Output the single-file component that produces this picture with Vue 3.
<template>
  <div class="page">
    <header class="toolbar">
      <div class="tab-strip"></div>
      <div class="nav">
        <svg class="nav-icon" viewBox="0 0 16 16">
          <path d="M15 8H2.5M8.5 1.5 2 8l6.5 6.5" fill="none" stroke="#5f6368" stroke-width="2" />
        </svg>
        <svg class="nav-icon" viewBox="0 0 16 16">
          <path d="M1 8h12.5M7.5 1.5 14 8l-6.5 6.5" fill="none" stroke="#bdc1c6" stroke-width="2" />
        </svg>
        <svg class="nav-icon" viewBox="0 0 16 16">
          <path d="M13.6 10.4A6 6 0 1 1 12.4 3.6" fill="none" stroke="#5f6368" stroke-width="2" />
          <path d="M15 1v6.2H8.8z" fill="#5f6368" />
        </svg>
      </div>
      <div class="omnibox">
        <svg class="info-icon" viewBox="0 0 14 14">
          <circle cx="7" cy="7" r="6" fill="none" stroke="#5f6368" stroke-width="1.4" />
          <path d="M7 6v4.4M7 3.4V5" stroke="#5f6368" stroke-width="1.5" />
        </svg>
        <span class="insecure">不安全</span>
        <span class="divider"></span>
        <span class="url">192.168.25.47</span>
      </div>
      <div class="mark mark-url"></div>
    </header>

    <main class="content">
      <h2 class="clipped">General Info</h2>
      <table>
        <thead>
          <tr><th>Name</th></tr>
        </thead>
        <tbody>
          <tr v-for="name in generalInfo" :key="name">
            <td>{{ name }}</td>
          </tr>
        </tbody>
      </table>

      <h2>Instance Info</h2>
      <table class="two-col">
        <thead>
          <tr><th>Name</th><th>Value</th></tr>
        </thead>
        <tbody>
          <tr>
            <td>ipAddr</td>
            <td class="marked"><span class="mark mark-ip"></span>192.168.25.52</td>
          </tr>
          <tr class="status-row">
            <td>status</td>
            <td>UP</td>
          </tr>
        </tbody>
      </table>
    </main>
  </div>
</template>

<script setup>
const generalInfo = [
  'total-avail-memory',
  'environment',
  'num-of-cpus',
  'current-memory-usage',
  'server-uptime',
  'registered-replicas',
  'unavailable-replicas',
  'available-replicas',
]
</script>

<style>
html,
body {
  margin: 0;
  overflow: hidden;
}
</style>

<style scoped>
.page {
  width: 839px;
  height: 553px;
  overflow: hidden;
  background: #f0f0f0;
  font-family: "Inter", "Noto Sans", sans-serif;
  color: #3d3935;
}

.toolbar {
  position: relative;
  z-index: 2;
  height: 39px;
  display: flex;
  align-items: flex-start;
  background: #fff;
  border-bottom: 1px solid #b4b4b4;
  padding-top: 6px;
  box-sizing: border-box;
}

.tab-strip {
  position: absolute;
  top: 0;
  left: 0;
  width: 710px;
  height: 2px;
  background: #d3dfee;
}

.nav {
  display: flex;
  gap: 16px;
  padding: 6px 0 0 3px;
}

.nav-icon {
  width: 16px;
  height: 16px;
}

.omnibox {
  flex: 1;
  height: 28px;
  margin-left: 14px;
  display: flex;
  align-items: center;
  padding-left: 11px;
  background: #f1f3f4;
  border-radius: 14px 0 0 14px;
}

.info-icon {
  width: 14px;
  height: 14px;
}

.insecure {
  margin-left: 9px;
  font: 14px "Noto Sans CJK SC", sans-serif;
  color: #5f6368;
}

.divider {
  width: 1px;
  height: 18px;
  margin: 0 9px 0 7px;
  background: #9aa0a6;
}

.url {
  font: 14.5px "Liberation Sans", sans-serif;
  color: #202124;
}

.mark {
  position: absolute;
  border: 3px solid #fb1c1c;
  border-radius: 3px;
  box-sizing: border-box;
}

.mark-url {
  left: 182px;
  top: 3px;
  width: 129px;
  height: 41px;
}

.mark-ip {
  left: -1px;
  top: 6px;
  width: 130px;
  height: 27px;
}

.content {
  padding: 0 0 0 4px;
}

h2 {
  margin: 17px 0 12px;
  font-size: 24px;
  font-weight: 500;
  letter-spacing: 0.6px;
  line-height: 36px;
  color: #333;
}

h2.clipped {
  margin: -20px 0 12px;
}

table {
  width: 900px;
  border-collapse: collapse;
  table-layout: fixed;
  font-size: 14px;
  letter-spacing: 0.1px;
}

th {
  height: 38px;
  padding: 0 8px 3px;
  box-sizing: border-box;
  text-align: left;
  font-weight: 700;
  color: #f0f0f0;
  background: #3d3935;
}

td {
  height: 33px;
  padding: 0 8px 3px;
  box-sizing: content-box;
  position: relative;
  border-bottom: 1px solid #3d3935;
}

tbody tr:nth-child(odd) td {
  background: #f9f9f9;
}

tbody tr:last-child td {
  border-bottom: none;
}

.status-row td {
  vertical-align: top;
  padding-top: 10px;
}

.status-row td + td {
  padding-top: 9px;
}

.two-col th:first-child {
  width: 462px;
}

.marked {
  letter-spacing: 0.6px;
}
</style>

# # # # # # #

■ Exercise objective: Quote each line of the listing above exactly.

■ Solution:
Output the single-file component that produces this picture with Vue 3.
<template>
  <div class="page">
    <header class="toolbar">
      <div class="tab-strip"></div>
      <div class="nav">
        <svg class="nav-icon" viewBox="0 0 16 16">
          <path d="M15 8H2.5M8.5 1.5 2 8l6.5 6.5" fill="none" stroke="#5f6368" stroke-width="2" />
        </svg>
        <svg class="nav-icon" viewBox="0 0 16 16">
          <path d="M1 8h12.5M7.5 1.5 14 8l-6.5 6.5" fill="none" stroke="#bdc1c6" stroke-width="2" />
        </svg>
        <svg class="nav-icon" viewBox="0 0 16 16">
          <path d="M13.6 10.4A6 6 0 1 1 12.4 3.6" fill="none" stroke="#5f6368" stroke-width="2" />
          <path d="M15 1v6.2H8.8z" fill="#5f6368" />
        </svg>
      </div>
      <div class="omnibox">
        <svg class="info-icon" viewBox="0 0 14 14">
          <circle cx="7" cy="7" r="6" fill="none" stroke="#5f6368" stroke-width="1.4" />
          <path d="M7 6v4.4M7 3.4V5" stroke="#5f6368" stroke-width="1.5" />
        </svg>
        <span class="insecure">不安全</span>
        <span class="divider"></span>
        <span class="url">192.168.25.47</span>
      </div>
      <div class="mark mark-url"></div>
    </header>

    <main class="content">
      <h2 class="clipped">General Info</h2>
      <table>
        <thead>
          <tr><th>Name</th></tr>
        </thead>
        <tbody>
          <tr v-for="name in generalInfo" :key="name">
            <td>{{ name }}</td>
          </tr>
        </tbody>
      </table>

      <h2>Instance Info</h2>
      <table class="two-col">
        <thead>
          <tr><th>Name</th><th>Value</th></tr>
        </thead>
        <tbody>
          <tr>
            <td>ipAddr</td>
            <td class="marked"><span class="mark mark-ip"></span>192.168.25.52</td>
          </tr>
          <tr class="status-row">
            <td>status</td>
            <td>UP</td>
          </tr>
        </tbody>
      </table>
    </main>
  </div>
</template>

<script setup>
const generalInfo = [
  'total-avail-memory',
  'environment',
  'num-of-cpus',
  'current-memory-usage',
  'server-uptime',
  'registered-replicas',
  'unavailable-replicas',
  'available-replicas',
]
</script>

<style>
html,
body {
  margin: 0;
  overflow: hidden;
}
</style>

<style scoped>
.page {
  width: 839px;
  height: 553px;
  overflow: hidden;
  background: #f0f0f0;
  font-family: "Inter", "Noto Sans", sans-serif;
  color: #3d3935;
}

.toolbar {
  position: relative;
  z-index: 2;
  height: 39px;
  display: flex;
  align-items: flex-start;
  background: #fff;
  border-bottom: 1px solid #b4b4b4;
  padding-top: 6px;
  box-sizing: border-box;
}

.tab-strip {
  position: absolute;
  top: 0;
  left: 0;
  width: 710px;
  height: 2px;
  background: #d3dfee;
}

.nav {
  display: flex;
  gap: 16px;
  padding: 6px 0 0 3px;
}

.nav-icon {
  width: 16px;
  height: 16px;
}

.omnibox {
  flex: 1;
  height: 28px;
  margin-left: 14px;
  display: flex;
  align-items: center;
  padding-left: 11px;
  background: #f1f3f4;
  border-radius: 14px 0 0 14px;
}

.info-icon {
  width: 14px;
  height: 14px;
}

.insecure {
  margin-left: 9px;
  font: 14px "Noto Sans CJK SC", sans-serif;
  color: #5f6368;
}

.divider {
  width: 1px;
  height: 18px;
  margin: 0 9px 0 7px;
  background: #9aa0a6;
}

.url {
  font: 14.5px "Liberation Sans", sans-serif;
  color: #202124;
}

.mark {
  position: absolute;
  border: 3px solid #fb1c1c;
  border-radius: 3px;
  box-sizing: border-box;
}

.mark-url {
  left: 182px;
  top: 3px;
  width: 129px;
  height: 41px;
}

.mark-ip {
  left: -1px;
  top: 6px;
  width: 130px;
  height: 27px;
}

.content {
  padding: 0 0 0 4px;
}

h2 {
  margin: 17px 0 12px;
  font-size: 24px;
  font-weight: 500;
  letter-spacing: 0.6px;
  line-height: 36px;
  color: #333;
}

h2.clipped {
  margin: -20px 0 12px;
}

table {
  width: 900px;
  border-collapse: collapse;
  table-layout: fixed;
  font-size: 14px;
  letter-spacing: 0.1px;
}

th {
  height: 38px;
  padding: 0 8px 3px;
  box-sizing: border-box;
  text-align: left;
  font-weight: 700;
  color: #f0f0f0;
  background: #3d3935;
}

td {
  height: 33px;
  padding: 0 8px 3px;
  box-sizing: content-box;
  position: relative;
  border-bottom: 1px solid #3d3935;
}

tbody tr:nth-child(odd) td {
  background: #f9f9f9;
}

tbody tr:last-child td {
  border-bottom: none;
}

.status-row td {
  vertical-align: top;
  padding-top: 10px;
}

.status-row td + td {
  padding-top: 9px;
}

.two-col th:first-child {
  width: 462px;
}

.marked {
  letter-spacing: 0.6px;
}
</style>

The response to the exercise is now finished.